158)私の通訳さん

 私の中国語が一向に上達しないのをみて、中国側が通訳候補を連れてきました。13年前の春のことです。王萍(ワンピン)という看護士で、埼玉医科大学で一年間研修した経験がありました。でもそれは5年も前のこと、日本語はほとんど忘れていて、通訳なんてできるかなというのが私の第一印象でした。
 ところが彼女は頑張り屋なんですね。加藤純子さんという退職教員が大同に日本語を教えにきたという幸運もありました。たちまち上達し、日本の植物の専門家たちも彼女の通訳がいちばん安心できるというまでになりました。
 困るのは、彼女はケンカの通訳には役立たないことです。私がかんかんに怒っていても、彼女はそれを笑顔で通訳します。「あんたは怒ったことがないの?」と私がきくと、「ありますよ、2回も」と答えます。
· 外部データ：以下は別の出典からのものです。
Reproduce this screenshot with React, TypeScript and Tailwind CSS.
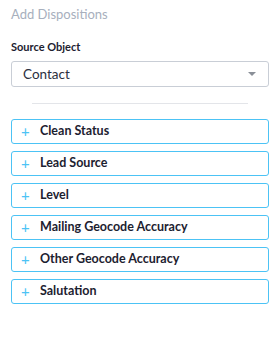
import React from "react";

const items = [
  "Clean Status",
  "Lead Source",
  "Level",
  "Mailing Geocode Accuracy",
  "Other Geocode Accuracy",
  "Salutation",
];

export default function App() {
  return (
    <div
      className="w-[280px] h-[348px] bg-white px-[11px] pt-[5px]"
      style={{ fontFamily: "Lato, 'Noto Sans', sans-serif" }}
    >
      <div className="text-[13px] leading-[18px] text-[#a7afbd]">Add Dispositions</div>
      <div className="mt-[17px] text-[11px] leading-[14px] font-bold text-[#1c2130]">Source Object</div>
      <div className="mt-[7px] h-[26px] rounded-[3px] border border-[#c9ced6] flex items-center pl-[11px] pr-[12px]">
        <span className="flex-1 text-[13.5px] text-[#2b3040]">Contact</span>
        <svg width="8" height="4" viewBox="0 0 8 4">
          <path d="M0 0H8L4 4Z" fill="#8a8f98" />
        </svg>
      </div>
      <div className="mx-[21px] mt-[16px] h-px bg-[#e3e5e9]" />
      <div className="mt-[15px] flex flex-col gap-[7px]">
        {items.map((t) => (
          <div
            key={t}
            className="h-[25px] rounded-[3px] border border-[#4cc3f5] flex items-center pl-[9px]"
          >
            <span className="text-[15px] leading-none text-[#4cc3f5] w-[19px]">+</span>
            <span className="text-[12.5px] font-bold text-[#1c2130]">{t}</span>
          </div>
        ))}
      </div>
    </div>
  );
}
40数年の生涯でたった2回とは!
 王萍さんはやがて看護士長になりました。それから数年して院長助理になり、昨年からは副院長です。小さな個人病院ではないんですよ、大同市第4人民医院という職員数450人の大病院です。看護士で入った人が副院長になるなんて、日本で考えられますか。問題も多いけど、中国にはこういう側面もあります。
 でも彼女の話では、女性の副院長は大同市で2番目。看護士から副院長になった人は彼女が最初だそう。やっぱりただものじゃありません。もう1つ困るのは彼女が忙しくなりすぎたことです。
 【写真】ボランティア通訳の王萍さん。勤務先の病院の前で。